▶ **Data entries**

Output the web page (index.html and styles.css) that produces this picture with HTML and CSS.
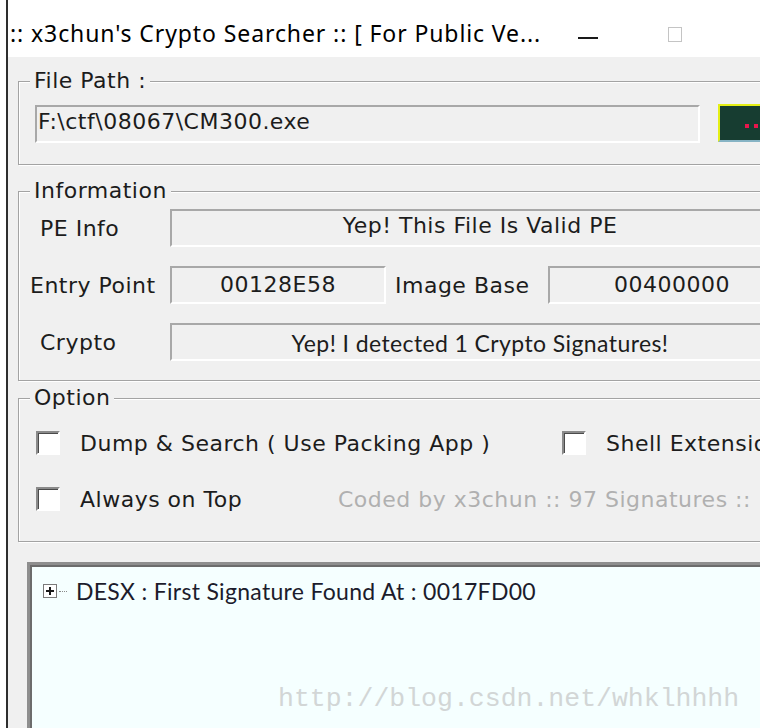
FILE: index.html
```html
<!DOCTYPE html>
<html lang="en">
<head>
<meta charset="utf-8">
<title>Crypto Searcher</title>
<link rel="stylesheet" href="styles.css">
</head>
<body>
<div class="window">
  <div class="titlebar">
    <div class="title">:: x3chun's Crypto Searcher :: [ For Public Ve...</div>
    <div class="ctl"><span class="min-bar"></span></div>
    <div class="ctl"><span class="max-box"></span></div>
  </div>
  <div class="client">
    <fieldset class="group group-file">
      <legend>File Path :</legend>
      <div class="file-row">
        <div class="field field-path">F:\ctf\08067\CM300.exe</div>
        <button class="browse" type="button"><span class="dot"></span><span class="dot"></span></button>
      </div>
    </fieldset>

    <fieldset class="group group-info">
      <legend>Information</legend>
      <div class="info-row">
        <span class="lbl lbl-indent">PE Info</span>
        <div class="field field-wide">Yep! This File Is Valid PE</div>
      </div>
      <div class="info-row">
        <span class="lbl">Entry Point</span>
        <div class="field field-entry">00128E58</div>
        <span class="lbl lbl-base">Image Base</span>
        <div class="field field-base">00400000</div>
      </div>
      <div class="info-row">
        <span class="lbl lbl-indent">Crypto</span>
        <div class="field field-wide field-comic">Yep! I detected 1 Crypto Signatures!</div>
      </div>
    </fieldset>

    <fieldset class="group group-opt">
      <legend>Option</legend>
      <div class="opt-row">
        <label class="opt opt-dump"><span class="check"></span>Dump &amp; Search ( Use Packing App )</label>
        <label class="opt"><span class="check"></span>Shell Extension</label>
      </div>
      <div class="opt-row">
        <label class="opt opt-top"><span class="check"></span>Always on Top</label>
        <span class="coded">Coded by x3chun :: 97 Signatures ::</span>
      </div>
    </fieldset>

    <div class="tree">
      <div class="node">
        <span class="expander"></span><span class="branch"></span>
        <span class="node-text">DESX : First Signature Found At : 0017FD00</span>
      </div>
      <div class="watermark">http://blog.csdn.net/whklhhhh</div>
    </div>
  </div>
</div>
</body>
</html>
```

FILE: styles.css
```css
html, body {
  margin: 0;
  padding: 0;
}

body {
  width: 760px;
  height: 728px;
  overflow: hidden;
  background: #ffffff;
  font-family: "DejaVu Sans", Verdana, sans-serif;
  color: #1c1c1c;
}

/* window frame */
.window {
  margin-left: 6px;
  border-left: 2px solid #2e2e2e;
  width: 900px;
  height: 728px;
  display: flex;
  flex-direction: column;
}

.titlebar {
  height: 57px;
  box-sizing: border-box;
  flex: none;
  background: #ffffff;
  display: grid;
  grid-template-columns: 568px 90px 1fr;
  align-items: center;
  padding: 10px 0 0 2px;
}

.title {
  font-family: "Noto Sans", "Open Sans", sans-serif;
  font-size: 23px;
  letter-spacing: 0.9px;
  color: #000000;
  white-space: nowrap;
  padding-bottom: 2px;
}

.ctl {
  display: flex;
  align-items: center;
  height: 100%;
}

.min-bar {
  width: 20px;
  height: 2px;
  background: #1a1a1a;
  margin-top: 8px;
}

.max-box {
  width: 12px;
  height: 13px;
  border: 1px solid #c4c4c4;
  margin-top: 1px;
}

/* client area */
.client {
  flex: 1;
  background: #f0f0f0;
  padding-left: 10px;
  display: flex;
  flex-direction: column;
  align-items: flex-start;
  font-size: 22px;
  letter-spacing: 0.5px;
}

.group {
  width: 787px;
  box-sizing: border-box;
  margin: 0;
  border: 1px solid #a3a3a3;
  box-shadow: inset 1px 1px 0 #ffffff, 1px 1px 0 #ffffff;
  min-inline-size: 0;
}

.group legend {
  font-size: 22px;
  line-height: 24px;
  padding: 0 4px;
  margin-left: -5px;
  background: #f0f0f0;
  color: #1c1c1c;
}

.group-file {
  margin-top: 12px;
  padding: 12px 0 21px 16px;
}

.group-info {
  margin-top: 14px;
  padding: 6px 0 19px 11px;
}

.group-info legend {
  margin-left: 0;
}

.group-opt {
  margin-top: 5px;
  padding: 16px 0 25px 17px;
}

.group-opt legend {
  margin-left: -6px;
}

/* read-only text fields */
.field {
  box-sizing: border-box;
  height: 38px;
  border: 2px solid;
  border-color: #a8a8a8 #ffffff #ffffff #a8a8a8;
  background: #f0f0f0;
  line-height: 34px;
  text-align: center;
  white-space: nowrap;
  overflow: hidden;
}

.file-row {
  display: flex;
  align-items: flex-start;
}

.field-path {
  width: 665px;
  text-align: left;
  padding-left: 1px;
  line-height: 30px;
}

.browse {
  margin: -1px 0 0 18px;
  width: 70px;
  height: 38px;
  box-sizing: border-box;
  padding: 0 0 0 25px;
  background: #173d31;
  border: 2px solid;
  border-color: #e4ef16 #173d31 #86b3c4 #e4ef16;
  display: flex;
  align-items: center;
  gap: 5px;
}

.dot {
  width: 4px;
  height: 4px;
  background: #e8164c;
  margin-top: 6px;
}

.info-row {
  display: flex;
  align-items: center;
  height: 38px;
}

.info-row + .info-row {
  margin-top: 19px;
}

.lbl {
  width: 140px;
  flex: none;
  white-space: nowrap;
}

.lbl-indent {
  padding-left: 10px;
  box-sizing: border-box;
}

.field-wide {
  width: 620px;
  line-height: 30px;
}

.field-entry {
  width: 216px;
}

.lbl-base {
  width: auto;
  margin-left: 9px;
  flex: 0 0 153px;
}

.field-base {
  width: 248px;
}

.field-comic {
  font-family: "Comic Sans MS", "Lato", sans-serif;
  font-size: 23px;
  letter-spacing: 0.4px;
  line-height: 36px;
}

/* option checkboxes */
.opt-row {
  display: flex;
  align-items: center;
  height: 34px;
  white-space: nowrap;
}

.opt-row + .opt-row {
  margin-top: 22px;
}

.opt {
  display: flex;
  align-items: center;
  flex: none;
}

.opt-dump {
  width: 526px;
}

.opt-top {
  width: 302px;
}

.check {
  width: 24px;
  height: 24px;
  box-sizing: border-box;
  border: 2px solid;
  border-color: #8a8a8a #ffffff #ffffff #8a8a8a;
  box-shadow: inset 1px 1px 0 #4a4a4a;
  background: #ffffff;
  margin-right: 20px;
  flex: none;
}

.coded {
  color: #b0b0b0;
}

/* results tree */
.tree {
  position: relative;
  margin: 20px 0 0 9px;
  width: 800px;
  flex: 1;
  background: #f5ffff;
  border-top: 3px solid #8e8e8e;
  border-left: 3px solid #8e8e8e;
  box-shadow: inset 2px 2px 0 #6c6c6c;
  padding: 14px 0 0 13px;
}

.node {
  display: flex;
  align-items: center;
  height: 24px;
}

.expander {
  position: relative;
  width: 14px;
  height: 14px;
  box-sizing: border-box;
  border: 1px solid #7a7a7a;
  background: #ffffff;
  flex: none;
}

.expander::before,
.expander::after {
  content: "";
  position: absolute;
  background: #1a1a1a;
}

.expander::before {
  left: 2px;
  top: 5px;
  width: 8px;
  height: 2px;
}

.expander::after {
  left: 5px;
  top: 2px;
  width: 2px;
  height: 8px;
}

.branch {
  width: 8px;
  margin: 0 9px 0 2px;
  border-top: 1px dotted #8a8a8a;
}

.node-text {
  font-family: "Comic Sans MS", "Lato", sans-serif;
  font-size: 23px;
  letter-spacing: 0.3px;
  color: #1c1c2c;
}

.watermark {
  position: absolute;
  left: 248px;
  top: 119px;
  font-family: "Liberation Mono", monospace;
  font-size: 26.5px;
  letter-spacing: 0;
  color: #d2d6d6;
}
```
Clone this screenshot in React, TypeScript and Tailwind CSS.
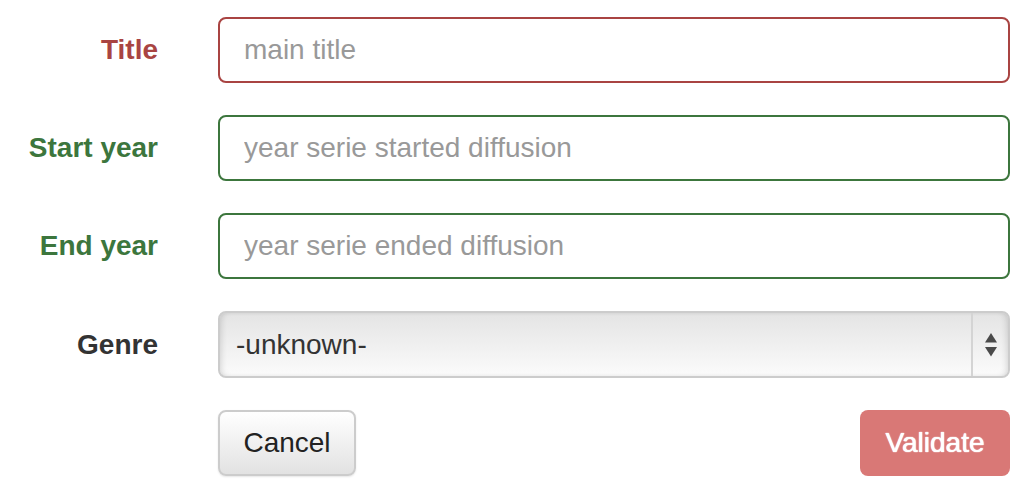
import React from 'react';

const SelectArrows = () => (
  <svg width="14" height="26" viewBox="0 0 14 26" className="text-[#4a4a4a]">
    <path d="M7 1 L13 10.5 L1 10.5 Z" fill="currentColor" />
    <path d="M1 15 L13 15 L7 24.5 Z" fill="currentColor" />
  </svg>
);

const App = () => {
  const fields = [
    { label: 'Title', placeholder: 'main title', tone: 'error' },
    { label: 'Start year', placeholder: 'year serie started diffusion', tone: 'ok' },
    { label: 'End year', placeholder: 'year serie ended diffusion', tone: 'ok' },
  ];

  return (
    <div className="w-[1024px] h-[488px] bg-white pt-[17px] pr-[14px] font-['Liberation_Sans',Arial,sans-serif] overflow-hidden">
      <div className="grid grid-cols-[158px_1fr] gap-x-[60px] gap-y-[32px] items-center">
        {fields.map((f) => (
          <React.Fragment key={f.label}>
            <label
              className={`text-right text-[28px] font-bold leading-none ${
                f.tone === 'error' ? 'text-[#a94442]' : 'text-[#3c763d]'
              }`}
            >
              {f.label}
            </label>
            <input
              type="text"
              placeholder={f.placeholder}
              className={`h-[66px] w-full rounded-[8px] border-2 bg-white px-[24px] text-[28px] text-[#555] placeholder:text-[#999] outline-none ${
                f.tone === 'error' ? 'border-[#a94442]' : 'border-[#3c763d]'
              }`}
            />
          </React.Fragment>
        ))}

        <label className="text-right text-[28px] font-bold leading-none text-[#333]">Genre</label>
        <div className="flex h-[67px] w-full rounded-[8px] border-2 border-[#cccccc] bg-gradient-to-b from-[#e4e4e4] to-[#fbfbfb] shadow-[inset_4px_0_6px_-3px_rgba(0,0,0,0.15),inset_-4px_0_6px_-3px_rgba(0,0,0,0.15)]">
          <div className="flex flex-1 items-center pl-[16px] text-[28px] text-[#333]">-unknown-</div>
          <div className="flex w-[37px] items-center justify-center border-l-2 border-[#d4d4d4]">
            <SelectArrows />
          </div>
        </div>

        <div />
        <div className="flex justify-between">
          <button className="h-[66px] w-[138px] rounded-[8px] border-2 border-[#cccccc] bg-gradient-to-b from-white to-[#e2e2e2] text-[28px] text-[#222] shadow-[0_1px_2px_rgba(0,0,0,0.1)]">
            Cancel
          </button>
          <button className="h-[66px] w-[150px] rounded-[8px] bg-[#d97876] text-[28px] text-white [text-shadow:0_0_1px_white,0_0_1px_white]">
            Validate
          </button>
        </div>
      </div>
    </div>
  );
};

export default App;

▶ **Stated goal**
Give the number of lines in the records that contain the string "index", with no other output.

▶ **Response below**
2